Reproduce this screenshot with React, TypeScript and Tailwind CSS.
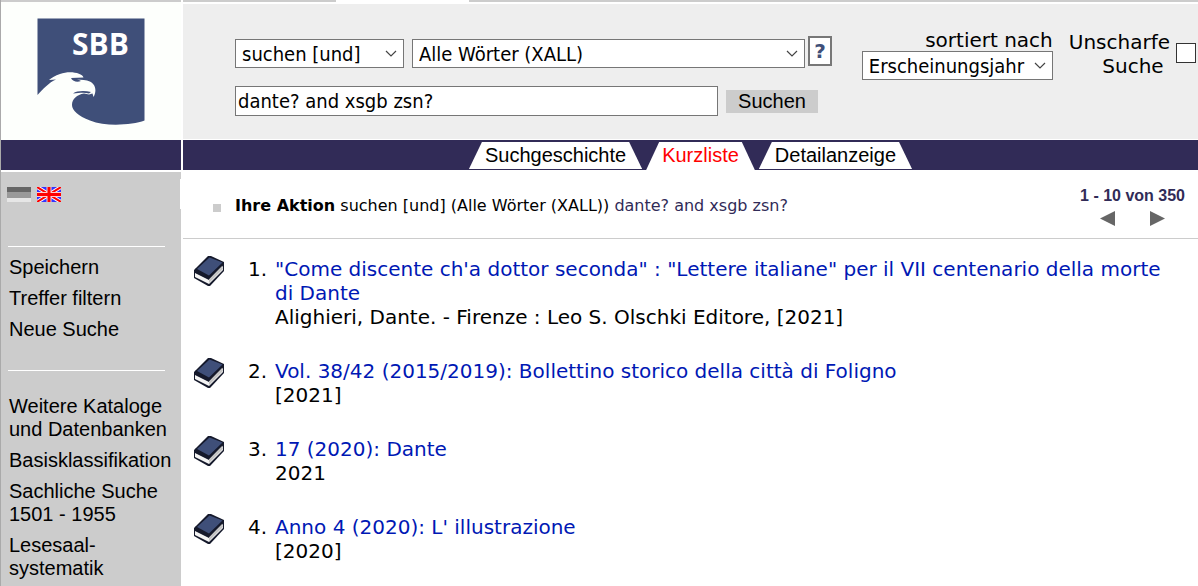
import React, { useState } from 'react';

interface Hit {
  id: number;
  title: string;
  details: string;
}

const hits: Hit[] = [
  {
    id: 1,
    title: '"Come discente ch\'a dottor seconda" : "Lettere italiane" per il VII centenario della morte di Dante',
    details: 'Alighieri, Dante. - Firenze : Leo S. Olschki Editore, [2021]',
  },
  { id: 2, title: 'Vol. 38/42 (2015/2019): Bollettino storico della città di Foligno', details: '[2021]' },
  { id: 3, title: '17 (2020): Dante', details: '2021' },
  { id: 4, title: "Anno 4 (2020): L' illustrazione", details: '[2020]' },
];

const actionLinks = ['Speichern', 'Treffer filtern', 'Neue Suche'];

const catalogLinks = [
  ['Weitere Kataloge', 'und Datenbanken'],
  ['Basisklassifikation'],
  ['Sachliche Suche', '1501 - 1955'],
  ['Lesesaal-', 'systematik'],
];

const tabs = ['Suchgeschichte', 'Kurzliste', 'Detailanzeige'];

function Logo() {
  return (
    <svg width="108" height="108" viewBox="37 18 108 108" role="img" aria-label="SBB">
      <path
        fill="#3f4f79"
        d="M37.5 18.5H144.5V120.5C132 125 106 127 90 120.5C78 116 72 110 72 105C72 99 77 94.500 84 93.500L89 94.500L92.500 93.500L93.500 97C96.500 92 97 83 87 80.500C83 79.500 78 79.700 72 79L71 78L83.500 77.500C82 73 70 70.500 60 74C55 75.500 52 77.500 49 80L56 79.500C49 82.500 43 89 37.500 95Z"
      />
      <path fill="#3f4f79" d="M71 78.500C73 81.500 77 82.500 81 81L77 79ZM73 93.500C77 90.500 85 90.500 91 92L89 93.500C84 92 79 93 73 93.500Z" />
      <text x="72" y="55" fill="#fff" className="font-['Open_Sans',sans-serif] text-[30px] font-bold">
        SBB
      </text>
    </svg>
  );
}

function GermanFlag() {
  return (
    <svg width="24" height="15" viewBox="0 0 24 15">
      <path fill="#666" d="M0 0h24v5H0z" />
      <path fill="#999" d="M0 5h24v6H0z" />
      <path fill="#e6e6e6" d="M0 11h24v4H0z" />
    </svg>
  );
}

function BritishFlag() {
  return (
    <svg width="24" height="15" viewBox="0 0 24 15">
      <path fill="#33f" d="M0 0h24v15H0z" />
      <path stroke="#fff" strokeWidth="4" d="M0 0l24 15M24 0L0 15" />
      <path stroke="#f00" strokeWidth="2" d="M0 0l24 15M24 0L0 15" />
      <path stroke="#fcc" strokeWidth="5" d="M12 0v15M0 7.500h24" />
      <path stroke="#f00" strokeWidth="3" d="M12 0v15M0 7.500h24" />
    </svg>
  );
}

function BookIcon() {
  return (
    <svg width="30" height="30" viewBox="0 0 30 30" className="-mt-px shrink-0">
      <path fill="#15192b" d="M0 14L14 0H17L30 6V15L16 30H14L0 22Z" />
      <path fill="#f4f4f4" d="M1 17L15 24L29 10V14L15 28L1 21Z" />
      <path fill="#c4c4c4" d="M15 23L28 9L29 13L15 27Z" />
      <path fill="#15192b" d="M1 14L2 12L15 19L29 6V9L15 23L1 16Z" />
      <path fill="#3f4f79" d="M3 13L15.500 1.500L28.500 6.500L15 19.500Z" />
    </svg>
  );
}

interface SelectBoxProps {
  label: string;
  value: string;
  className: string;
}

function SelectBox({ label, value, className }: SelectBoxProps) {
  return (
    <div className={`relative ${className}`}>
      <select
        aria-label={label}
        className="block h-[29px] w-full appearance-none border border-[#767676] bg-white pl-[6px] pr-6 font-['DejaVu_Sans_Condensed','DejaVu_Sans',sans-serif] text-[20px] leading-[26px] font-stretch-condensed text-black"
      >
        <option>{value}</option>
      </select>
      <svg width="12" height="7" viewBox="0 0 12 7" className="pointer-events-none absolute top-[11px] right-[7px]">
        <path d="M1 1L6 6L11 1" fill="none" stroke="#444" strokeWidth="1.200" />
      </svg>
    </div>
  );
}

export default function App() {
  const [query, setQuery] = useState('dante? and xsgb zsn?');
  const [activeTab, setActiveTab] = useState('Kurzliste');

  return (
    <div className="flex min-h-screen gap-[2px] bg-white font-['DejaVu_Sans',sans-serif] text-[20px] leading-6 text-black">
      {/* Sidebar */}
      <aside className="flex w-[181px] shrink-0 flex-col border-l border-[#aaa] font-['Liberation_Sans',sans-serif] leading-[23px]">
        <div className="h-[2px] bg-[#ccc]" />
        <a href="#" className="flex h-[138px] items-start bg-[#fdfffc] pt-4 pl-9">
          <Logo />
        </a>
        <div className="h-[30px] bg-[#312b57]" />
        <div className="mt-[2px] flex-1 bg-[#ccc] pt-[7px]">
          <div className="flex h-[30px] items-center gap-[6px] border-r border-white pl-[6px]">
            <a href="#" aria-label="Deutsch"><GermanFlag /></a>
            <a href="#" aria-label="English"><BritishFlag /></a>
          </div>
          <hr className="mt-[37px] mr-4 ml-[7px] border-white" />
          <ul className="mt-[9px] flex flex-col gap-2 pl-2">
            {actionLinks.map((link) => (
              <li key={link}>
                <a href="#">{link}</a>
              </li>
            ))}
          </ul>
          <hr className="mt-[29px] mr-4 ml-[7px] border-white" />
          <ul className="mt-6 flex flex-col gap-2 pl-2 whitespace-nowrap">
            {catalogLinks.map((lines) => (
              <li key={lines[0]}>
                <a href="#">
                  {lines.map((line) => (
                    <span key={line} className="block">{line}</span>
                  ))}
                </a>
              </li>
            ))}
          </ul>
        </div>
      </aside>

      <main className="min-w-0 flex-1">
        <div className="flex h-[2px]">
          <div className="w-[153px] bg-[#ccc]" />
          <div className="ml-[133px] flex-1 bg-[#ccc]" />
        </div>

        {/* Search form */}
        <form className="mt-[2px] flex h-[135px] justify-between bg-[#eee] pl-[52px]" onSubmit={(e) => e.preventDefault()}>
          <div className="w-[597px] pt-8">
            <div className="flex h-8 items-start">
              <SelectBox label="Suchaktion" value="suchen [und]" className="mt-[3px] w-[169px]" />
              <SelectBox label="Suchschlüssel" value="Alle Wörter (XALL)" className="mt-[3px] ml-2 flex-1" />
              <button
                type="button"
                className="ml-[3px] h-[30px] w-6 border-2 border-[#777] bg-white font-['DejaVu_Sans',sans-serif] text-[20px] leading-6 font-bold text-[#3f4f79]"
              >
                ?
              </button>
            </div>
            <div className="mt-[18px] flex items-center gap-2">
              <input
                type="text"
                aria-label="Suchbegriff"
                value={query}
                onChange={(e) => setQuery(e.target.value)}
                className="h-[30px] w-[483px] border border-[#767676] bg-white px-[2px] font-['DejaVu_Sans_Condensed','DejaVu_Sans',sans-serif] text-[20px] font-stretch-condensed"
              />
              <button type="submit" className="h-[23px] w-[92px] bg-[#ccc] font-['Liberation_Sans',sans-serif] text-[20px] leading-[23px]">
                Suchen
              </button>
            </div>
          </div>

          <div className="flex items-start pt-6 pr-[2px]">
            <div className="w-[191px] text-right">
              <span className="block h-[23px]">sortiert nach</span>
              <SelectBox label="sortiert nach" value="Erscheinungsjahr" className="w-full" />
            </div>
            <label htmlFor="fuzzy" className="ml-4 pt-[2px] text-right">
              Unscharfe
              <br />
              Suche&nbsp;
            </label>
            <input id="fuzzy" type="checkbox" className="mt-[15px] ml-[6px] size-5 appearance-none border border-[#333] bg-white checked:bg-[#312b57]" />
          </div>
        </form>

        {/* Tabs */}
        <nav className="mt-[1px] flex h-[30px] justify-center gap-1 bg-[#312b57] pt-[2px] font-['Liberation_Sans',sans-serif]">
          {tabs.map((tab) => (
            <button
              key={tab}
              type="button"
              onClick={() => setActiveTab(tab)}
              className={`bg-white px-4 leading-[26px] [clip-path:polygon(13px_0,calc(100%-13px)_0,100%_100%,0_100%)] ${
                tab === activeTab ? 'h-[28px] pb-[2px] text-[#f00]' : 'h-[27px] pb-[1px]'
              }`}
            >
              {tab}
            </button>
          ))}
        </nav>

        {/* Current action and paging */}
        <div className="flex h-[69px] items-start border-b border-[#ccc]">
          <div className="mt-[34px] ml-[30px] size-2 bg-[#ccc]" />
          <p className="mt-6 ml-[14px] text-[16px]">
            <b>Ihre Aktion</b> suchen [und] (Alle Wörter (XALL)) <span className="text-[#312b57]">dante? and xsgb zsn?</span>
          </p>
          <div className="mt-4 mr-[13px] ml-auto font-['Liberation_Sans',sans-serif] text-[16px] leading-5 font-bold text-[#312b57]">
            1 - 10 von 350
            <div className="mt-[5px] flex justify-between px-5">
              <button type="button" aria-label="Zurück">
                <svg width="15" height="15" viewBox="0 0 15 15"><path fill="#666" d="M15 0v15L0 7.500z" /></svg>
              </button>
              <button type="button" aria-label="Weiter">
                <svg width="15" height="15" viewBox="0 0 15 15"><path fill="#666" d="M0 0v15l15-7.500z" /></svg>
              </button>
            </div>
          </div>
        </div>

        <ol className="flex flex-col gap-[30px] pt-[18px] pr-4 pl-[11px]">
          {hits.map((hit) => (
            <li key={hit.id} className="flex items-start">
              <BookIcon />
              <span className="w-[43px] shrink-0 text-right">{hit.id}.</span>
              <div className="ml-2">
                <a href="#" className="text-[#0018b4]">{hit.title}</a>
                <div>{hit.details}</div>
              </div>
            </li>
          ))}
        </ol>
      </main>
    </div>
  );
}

********

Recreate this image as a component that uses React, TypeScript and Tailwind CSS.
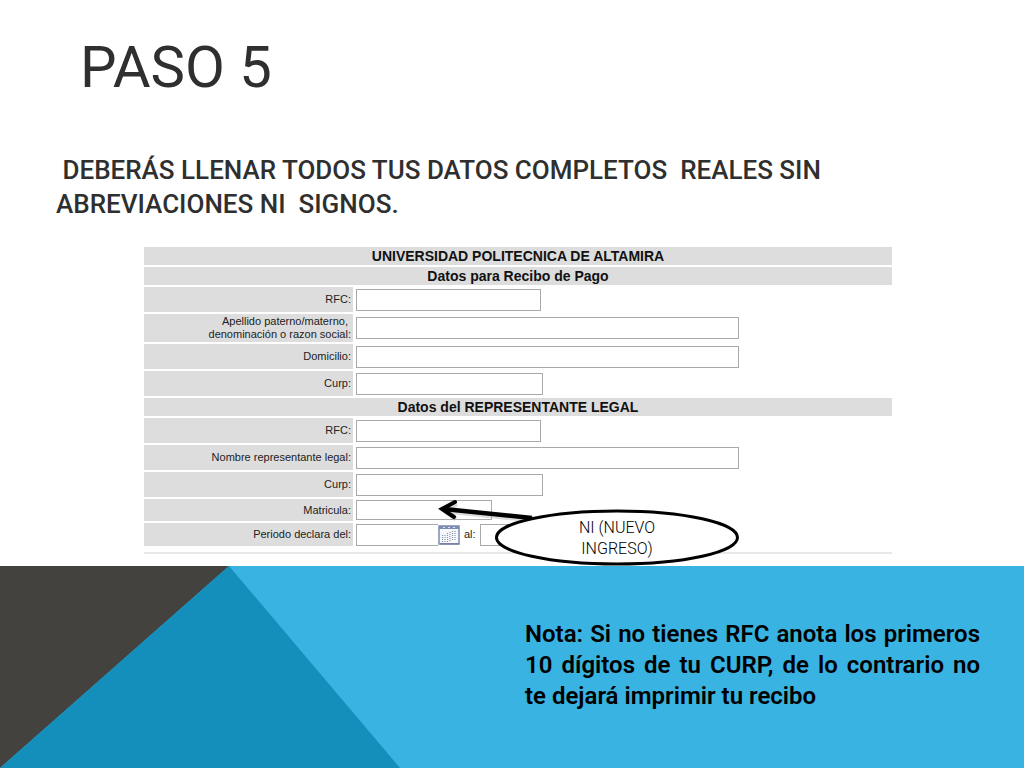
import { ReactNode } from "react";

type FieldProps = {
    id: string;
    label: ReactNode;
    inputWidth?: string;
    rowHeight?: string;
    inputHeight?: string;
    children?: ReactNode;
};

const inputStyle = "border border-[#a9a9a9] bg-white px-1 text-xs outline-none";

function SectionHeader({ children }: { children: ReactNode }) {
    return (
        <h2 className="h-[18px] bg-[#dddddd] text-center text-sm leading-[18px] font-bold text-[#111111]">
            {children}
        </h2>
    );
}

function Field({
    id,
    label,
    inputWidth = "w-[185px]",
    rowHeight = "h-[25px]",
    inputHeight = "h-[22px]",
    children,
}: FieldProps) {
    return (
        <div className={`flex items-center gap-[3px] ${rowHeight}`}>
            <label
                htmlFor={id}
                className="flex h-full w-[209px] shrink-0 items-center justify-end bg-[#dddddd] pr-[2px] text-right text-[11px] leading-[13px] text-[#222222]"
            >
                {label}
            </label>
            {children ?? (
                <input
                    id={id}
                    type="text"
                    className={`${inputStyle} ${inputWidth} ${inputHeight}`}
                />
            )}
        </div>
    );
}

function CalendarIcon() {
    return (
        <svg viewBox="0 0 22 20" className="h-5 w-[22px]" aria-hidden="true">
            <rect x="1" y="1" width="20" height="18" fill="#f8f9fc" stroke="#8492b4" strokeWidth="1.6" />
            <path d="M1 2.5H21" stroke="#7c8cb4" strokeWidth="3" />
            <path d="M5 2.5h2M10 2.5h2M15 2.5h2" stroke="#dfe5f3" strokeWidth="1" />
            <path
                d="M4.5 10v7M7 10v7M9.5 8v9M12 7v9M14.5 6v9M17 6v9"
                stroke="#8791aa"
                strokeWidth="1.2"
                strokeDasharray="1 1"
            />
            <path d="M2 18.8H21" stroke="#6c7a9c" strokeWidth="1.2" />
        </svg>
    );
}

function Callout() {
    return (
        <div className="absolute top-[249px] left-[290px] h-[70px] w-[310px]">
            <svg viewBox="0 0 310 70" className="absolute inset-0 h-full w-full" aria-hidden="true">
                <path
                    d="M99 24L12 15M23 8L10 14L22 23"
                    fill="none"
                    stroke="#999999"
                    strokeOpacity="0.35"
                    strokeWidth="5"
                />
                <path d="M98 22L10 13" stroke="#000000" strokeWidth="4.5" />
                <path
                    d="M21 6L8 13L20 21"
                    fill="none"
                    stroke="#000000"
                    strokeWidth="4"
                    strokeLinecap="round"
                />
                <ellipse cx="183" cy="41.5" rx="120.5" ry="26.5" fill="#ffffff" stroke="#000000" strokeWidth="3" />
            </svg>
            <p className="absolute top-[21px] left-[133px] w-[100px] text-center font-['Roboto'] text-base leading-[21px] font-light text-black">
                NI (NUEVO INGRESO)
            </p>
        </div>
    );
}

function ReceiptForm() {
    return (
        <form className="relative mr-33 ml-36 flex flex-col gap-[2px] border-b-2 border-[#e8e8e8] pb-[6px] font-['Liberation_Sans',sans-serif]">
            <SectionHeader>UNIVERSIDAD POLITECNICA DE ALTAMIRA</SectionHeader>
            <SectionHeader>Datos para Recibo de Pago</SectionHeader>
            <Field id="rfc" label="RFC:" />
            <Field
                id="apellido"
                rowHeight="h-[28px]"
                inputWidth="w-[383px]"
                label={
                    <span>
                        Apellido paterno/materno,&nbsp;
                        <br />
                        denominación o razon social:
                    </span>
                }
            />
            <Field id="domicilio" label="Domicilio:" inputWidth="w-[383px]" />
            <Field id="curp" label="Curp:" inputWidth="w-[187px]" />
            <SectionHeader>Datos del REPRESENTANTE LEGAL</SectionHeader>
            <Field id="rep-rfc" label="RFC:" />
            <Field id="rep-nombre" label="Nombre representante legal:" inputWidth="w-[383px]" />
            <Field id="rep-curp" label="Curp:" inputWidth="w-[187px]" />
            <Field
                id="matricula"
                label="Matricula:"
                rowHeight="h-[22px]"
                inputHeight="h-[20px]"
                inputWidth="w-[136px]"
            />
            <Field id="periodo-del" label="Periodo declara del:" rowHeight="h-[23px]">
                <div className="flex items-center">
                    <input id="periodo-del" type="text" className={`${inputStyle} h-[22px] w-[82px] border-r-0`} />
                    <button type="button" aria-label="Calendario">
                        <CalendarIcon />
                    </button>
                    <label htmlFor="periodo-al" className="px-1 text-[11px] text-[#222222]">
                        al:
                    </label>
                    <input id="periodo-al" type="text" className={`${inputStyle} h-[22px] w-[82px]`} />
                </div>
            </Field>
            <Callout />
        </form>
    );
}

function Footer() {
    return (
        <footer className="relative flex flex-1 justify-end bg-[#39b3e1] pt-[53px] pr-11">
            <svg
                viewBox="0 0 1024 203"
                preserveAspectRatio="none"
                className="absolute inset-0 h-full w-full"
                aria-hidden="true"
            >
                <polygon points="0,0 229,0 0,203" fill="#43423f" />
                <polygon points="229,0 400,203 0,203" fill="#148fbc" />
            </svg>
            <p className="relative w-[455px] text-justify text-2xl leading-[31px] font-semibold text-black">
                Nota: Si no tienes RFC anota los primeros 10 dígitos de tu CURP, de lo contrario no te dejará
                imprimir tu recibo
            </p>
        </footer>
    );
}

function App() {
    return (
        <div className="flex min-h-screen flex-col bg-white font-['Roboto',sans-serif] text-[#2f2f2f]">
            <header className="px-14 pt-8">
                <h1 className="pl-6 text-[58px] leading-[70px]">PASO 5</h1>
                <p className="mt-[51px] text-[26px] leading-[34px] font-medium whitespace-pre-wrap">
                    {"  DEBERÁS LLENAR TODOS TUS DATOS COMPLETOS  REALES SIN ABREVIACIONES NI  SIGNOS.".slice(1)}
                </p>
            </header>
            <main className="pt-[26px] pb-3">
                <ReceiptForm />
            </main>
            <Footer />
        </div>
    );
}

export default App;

********

**Written instruction:** Which lines include the word "this"? List them all.

**Output of the task:**
Reproduce this screenshot with React, TypeScript and Tailwind CSS.
Recreate this image as a component that uses React, TypeScript and Tailwind CSS.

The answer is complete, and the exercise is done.